CHALLENGE:
Restate the data exactly as given and keep the pictures out.

DATA BLOCK:
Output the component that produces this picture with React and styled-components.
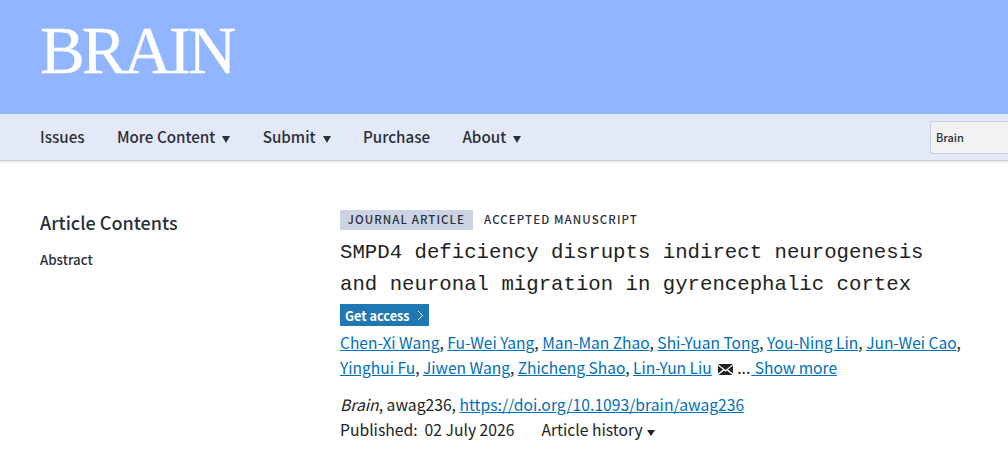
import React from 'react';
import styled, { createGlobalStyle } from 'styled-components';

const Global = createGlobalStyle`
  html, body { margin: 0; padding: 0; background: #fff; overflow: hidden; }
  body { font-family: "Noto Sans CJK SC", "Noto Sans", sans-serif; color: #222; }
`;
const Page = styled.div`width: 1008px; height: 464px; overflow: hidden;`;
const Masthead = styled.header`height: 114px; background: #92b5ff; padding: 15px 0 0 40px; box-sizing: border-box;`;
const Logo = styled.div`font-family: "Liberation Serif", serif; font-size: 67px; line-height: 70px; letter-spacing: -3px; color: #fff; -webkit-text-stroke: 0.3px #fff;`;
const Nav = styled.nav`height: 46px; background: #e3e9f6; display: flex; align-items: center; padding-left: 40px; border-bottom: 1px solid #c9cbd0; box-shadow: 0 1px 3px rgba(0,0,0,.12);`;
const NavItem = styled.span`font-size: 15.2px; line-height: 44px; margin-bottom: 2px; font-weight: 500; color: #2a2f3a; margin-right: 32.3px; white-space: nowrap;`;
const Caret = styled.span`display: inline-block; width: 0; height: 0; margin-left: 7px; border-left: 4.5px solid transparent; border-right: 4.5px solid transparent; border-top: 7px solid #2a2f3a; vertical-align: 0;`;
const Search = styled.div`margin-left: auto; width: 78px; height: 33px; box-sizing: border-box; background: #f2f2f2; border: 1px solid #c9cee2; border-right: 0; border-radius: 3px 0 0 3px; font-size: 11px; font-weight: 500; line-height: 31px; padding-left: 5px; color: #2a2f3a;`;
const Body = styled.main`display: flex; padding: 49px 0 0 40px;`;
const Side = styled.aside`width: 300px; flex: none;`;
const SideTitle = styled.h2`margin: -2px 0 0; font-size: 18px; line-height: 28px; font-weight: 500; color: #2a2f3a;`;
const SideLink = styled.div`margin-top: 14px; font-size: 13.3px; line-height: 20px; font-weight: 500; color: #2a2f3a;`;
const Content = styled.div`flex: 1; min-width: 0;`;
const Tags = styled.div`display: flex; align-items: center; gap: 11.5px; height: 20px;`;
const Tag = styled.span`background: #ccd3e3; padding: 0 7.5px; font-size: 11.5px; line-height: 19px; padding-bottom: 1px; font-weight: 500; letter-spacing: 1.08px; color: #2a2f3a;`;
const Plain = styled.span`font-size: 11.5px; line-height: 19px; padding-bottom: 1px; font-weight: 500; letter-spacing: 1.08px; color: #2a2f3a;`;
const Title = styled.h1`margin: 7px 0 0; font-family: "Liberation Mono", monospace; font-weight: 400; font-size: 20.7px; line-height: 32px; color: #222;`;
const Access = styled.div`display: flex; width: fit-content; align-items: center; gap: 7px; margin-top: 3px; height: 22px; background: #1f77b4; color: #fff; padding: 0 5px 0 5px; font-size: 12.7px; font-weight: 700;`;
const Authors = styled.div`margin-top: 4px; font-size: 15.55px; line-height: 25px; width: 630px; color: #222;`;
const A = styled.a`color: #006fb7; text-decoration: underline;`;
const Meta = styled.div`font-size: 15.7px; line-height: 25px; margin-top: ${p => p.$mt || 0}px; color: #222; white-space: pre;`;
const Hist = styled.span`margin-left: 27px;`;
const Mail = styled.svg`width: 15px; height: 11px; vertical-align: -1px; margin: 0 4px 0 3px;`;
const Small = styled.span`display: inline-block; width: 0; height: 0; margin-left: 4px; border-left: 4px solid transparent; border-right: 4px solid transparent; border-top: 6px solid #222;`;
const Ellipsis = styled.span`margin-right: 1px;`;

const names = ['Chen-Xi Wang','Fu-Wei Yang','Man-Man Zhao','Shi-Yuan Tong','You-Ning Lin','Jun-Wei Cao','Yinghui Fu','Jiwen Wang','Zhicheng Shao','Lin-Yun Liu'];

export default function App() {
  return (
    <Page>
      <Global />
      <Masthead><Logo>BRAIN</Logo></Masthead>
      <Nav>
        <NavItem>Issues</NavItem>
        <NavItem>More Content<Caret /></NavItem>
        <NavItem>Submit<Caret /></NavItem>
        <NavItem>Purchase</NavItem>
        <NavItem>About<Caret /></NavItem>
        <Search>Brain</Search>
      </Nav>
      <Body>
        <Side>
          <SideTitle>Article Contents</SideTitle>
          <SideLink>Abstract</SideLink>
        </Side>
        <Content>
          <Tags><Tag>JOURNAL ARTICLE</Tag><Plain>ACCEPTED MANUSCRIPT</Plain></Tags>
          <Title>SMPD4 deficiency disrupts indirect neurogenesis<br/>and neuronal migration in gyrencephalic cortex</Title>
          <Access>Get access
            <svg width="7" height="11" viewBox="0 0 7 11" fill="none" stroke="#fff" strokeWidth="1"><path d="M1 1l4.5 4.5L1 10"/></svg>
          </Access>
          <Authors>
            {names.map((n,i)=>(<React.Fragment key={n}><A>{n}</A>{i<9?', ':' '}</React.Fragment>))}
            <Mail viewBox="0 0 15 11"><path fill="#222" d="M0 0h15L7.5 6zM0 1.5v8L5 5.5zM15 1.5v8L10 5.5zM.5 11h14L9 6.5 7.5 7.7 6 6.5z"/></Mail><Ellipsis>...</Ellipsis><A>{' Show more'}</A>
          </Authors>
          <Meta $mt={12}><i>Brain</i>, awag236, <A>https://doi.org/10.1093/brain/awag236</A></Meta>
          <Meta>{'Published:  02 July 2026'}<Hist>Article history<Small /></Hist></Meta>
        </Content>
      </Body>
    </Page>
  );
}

ANSWER TO THE EXERCISE:
Output the component that produces this picture with React and styled-components.
import React from 'react';
import styled, { createGlobalStyle } from 'styled-components';

const Global = createGlobalStyle`
  html, body { margin: 0; padding: 0; background: #fff; overflow: hidden; }
  body { font-family: "Noto Sans CJK SC", "Noto Sans", sans-serif; color: #222; }
`;
const Page = styled.div`width: 1008px; height: 464px; overflow: hidden;`;
const Masthead = styled.header`height: 114px; background: #92b5ff; padding: 15px 0 0 40px; box-sizing: border-box;`;
const Logo = styled.div`font-family: "Liberation Serif", serif; font-size: 67px; line-height: 70px; letter-spacing: -3px; color: #fff; -webkit-text-stroke: 0.3px #fff;`;
const Nav = styled.nav`height: 46px; background: #e3e9f6; display: flex; align-items: center; padding-left: 40px; border-bottom: 1px solid #c9cbd0; box-shadow: 0 1px 3px rgba(0,0,0,.12);`;
const NavItem = styled.span`font-size: 15.2px; line-height: 44px; margin-bottom: 2px; font-weight: 500; color: #2a2f3a; margin-right: 32.3px; white-space: nowrap;`;
const Caret = styled.span`display: inline-block; width: 0; height: 0; margin-left: 7px; border-left: 4.5px solid transparent; border-right: 4.5px solid transparent; border-top: 7px solid #2a2f3a; vertical-align: 0;`;
const Search = styled.div`margin-left: auto; width: 78px; height: 33px; box-sizing: border-box; background: #f2f2f2; border: 1px solid #c9cee2; border-right: 0; border-radius: 3px 0 0 3px; font-size: 11px; font-weight: 500; line-height: 31px; padding-left: 5px; color: #2a2f3a;`;
const Body = styled.main`display: flex; padding: 49px 0 0 40px;`;
const Side = styled.aside`width: 300px; flex: none;`;
const SideTitle = styled.h2`margin: -2px 0 0; font-size: 18px; line-height: 28px; font-weight: 500; color: #2a2f3a;`;
const SideLink = styled.div`margin-top: 14px; font-size: 13.3px; line-height: 20px; font-weight: 500; color: #2a2f3a;`;
const Content = styled.div`flex: 1; min-width: 0;`;
const Tags = styled.div`display: flex; align-items: center; gap: 11.5px; height: 20px;`;
const Tag = styled.span`background: #ccd3e3; padding: 0 7.5px; font-size: 11.5px; line-height: 19px; padding-bottom: 1px; font-weight: 500; letter-spacing: 1.08px; color: #2a2f3a;`;
const Plain = styled.span`font-size: 11.5px; line-height: 19px; padding-bottom: 1px; font-weight: 500; letter-spacing: 1.08px; color: #2a2f3a;`;
const Title = styled.h1`margin: 7px 0 0; font-family: "Liberation Mono", monospace; font-weight: 400; font-size: 20.7px; line-height: 32px; color: #222;`;
const Access = styled.div`display: flex; width: fit-content; align-items: center; gap: 7px; margin-top: 3px; height: 22px; background: #1f77b4; color: #fff; padding: 0 5px 0 5px; font-size: 12.7px; font-weight: 700;`;
const Authors = styled.div`margin-top: 4px; font-size: 15.55px; line-height: 25px; width: 630px; color: #222;`;
const A = styled.a`color: #006fb7; text-decoration: underline;`;
const Meta = styled.div`font-size: 15.7px; line-height: 25px; margin-top: ${p => p.$mt || 0}px; color: #222; white-space: pre;`;
const Hist = styled.span`margin-left: 27px;`;
const Mail = styled.svg`width: 15px; height: 11px; vertical-align: -1px; margin: 0 4px 0 3px;`;
const Small = styled.span`display: inline-block; width: 0; height: 0; margin-left: 4px; border-left: 4px solid transparent; border-right: 4px solid transparent; border-top: 6px solid #222;`;
const Ellipsis = styled.span`margin-right: 1px;`;

const names = ['Chen-Xi Wang','Fu-Wei Yang','Man-Man Zhao','Shi-Yuan Tong','You-Ning Lin','Jun-Wei Cao','Yinghui Fu','Jiwen Wang','Zhicheng Shao','Lin-Yun Liu'];

export default function App() {
  return (
    <Page>
      <Global />
      <Masthead><Logo>BRAIN</Logo></Masthead>
      <Nav>
        <NavItem>Issues</NavItem>
        <NavItem>More Content<Caret /></NavItem>
        <NavItem>Submit<Caret /></NavItem>
        <NavItem>Purchase</NavItem>
        <NavItem>About<Caret /></NavItem>
        <Search>Brain</Search>
      </Nav>
      <Body>
        <Side>
          <SideTitle>Article Contents</SideTitle>
          <SideLink>Abstract</SideLink>
        </Side>
        <Content>
          <Tags><Tag>JOURNAL ARTICLE</Tag><Plain>ACCEPTED MANUSCRIPT</Plain></Tags>
          <Title>SMPD4 deficiency disrupts indirect neurogenesis<br/>and neuronal migration in gyrencephalic cortex</Title>
          <Access>Get access
            <svg width="7" height="11" viewBox="0 0 7 11" fill="none" stroke="#fff" strokeWidth="1"><path d="M1 1l4.5 4.5L1 10"/></svg>
          </Access>
          <Authors>
            {names.map((n,i)=>(<React.Fragment key={n}><A>{n}</A>{i<9?', ':' '}</React.Fragment>))}
            <Mail viewBox="0 0 15 11"><path fill="#222" d="M0 0h15L7.5 6zM0 1.5v8L5 5.5zM15 1.5v8L10 5.5zM.5 11h14L9 6.5 7.5 7.7 6 6.5z"/></Mail><Ellipsis>...</Ellipsis><A>{' Show more'}</A>
          </Authors>
          <Meta $mt={12}><i>Brain</i>, awag236, <A>https://doi.org/10.1093/brain/awag236</A></Meta>
          <Meta>{'Published:  02 July 2026'}<Hist>Article history<Small /></Hist></Meta>
        </Content>
      </Body>
    </Page>
  );
}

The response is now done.